Речь Каляева на суде стала одним из самых острых и ярких обвинений в адрес царского режима в России.
«Первым делом разрешите мне внести поправку. Я здесь не подсудимый, я ваш пленник. Мы – два воюющих лагеря. Вы – представители царского правительства, наемные слуги капитала и угнетения. Я – один из народных мстителей, социалист и революционер. Нас разделяют горы трупов, сотни тысяч сломанных человеческих жизней и моря крови и слез, которые заливают страну потоками ужаса и отвращения. Вы объявили войну народу. Мы приняли ваш вызов. Вы захватили меня в плен, и теперь в вашей власти подвергнуть меня мучениям медленного умирания или убить без промедления, но вы не можете вершить суд надо мной. Какой бы властью вы ни обладали, вам не может быть оправдания – так же как вы не можете осудить меня. Между мной и вами не может быть примирения, так же как его не может быть между диктатурой и народом. Мы продолжаем оставаться врагами, и, если даже, лишив меня свободы и возможности обращаться к народу, вы сочтете себя вправе вынести мне суровый приговор, я ни в коем случае не обязан признавать вас своими судьями. И в присутствии этих подобранных представителей правящего класса в сенаторских тогах, в этой атмосфере удушающей ненависти не закон судит нас. Пусть нашим судьей будет совесть народа, свободного и не задавленного. Пусть нас рассудит этот великий мученик истории – народ России.
Я убил великого князя, члена царской семьи, и можно было бы понять, если бы я предстал перед семейным судом правящего дома, как открытый враг династии. В XX столетии это было бы жестокое и варварское решение, но, по крайней мере, честное. Только где же тот Пилат, который, еще не отмыв руки от народной крови, послал вас возводить виселицы? Или, может быть, отягощенные сознанием той власти, что лежит на вас, вы именем лицемерного закона бесстыдно судите меня? Так знайте, что я не признаю ни вас, ни ваш закон. Я не признаю правительственные учреждения, в которых политическое лицемерие скрывает моральную трусость правителей, а жестокая мстительность служит цели подавления возмущенной человеческой совести.

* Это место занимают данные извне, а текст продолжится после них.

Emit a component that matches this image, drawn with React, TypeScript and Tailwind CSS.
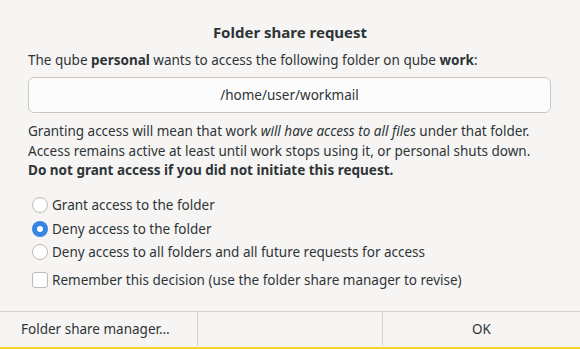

Но где ваша совесть? Где граница между исполнением обязанностей, за которые вам платят, и убеждениями, которые вы должны иметь, пусть даже они противоречат моим? Потому что вы осмеливаетесь выносить приговор не только моим действиям, но и их моральному значению. Вы не называете деяние 4 февраля актом убийства. Вы называете его преступлением, злодеянием. Вы осмеливаетесь не только судить меня, но выносить приговор. Кто дал вам это право? Это неправда, мои лицемерные вельможи, что вы никого не убили и что вы держитесь не только на штыках и статьях закона, но и на моральном авторитете. Как некий ученый времен Наполеона III, вы готовы признать, что есть две морали: одна для простых смертных, которым говорят «не убий», «не укради», а другая для политических властителей, которым все разрешено. И вы искренне убеждены, что стоите выше закона и что никто не сможет вынести вам приговор».
Каляев не был трусом. Он сдался после покушения и на суде отчаянно защищал свои идеалы. Он отказался раскаяться в своих действиях, хотя великая княгиня Елизавета, вдова убитого им человека, посетила его в тюрьме и заверила, что если он принесет покаяние, то будет помилован. Но Каляев осознал, что делу, ради которого он рисковал жизнью, его смерть даст больше, чем возможность жить дальше для него.
Самое волнующее событие 1905 года после Кровавого воскресенья имело место на далеком Черном море. 14 июня 1905 года на одном из крупнейших кораблей Черноморского флота, броненосце «Потемкин», вспыхнул мятеж. Моряки отказались есть протухшее мясо. Офицеры приказали расстрелять зачинщиков, но команда не подчинилась. Командира «Потемкина» и часть офицеров выбросили за борт, а мятежные моряки подняли красный флаг и привели корабль в Одессу. Власти испугались, что и остальные корабли Черноморского флота перейдут на сторону мятежников. Их беспокойство усиливалось тем фактом, что как раз в это время в Одессе проходила забастовка рабочих.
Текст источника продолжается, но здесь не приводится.